The children in my novel were very much inspired by the children I had interviewed as a reporter. Many of them were working, or weren’t able to study, because of their difficult financial or domestic circumstances. Despite this, they were often cheeky and witty, if not downright sarcastic. I drew from the memories of those interviews, and from the children I know in my life, to create the voices of my characters.

I first tried writing this novel in 2009, but set it aside, unsure whether I had the authority to write about a marginalised, neglected community. I returned to it in 2016. I had written several short stories by then with child narrators; I had also read a number of books and watched films with child narrators. Added to this were my own personal experiences of loss and uncertainty, and the greater understanding of mortality that perhaps comes with age – all these factors in some way gave me the permission to write Djinn Patrol on the Purple Line, and shaped its narrative.

EP: Jai watches lots of reality TV cop shows and adopts the role of a detective in trying to find his missing classmate. This feels like a brilliant way in to telling this story. How did the cop show/detective strand come about?

Deepa: Jai’s interest in catching the criminal stems primarily from his own fears. He understands at some level, correctly, that as a child, he is in great danger. By constructing a story about being a detective, he is attempting to reclaim the agency he lacks in real life.
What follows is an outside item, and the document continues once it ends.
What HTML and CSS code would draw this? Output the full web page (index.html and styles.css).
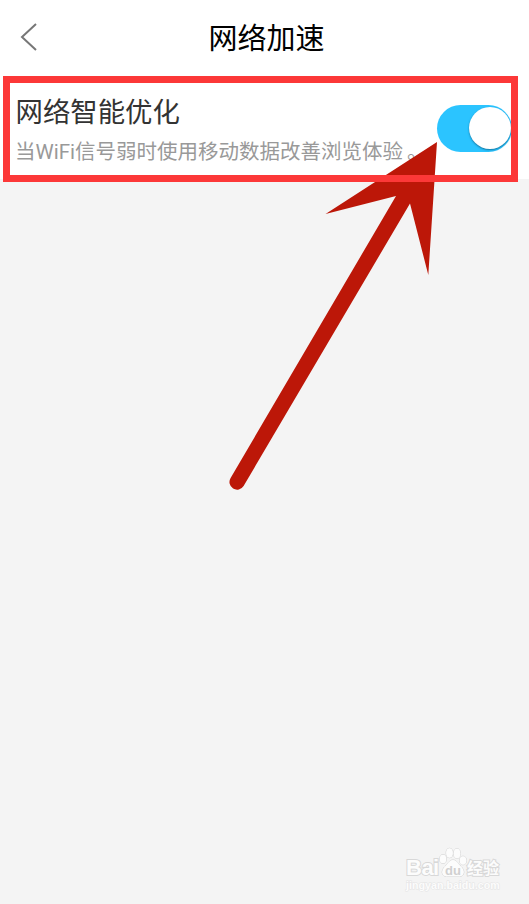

It is also his way of dealing with a difficult situation.

Reality shows on TV are popular in India as it is elsewhere across the world, and the one about cops that Jai watches called Police Patrol is based on a similar, long-running TV show in India. It seemed natural that Jai would be inspired by what he watches on TV; popular culture in the form of TV and Hindi films do exert an influence on daily lives.

EP: You were previously an award-winning journalist in India. How difficult was it to make the leap from writing as a journalist to writing fiction?

Deepa: I didn’t have any formal grounding in either literature of writing, so I found it quite difficult to make that transition. I had to essentially learn how to write fiction, and I also had to learn how to read fiction much more closely. As a journalist, I had to be impartial and objective and relay opposing points of view to offer a balanced perspective. To write fiction, I had to teach myself how to write from a subjective point of view, to see the world only as a character sees it. But my experiences as a journalist were integral to writing Djinn Patrol on the Purple Line. I often visited neighbourhoods like the one I have written about, and I am indebted to the people who lived there, who invited me to their homes and offered me tea and chatted with me. If not for the generosity they had shown me, there is no way I could have written this book.

EP: You’ve written lots of award-winning short fiction. What do you think are the main differences, apart from length, in writing novels as opposed to short stories? And which do you prefer?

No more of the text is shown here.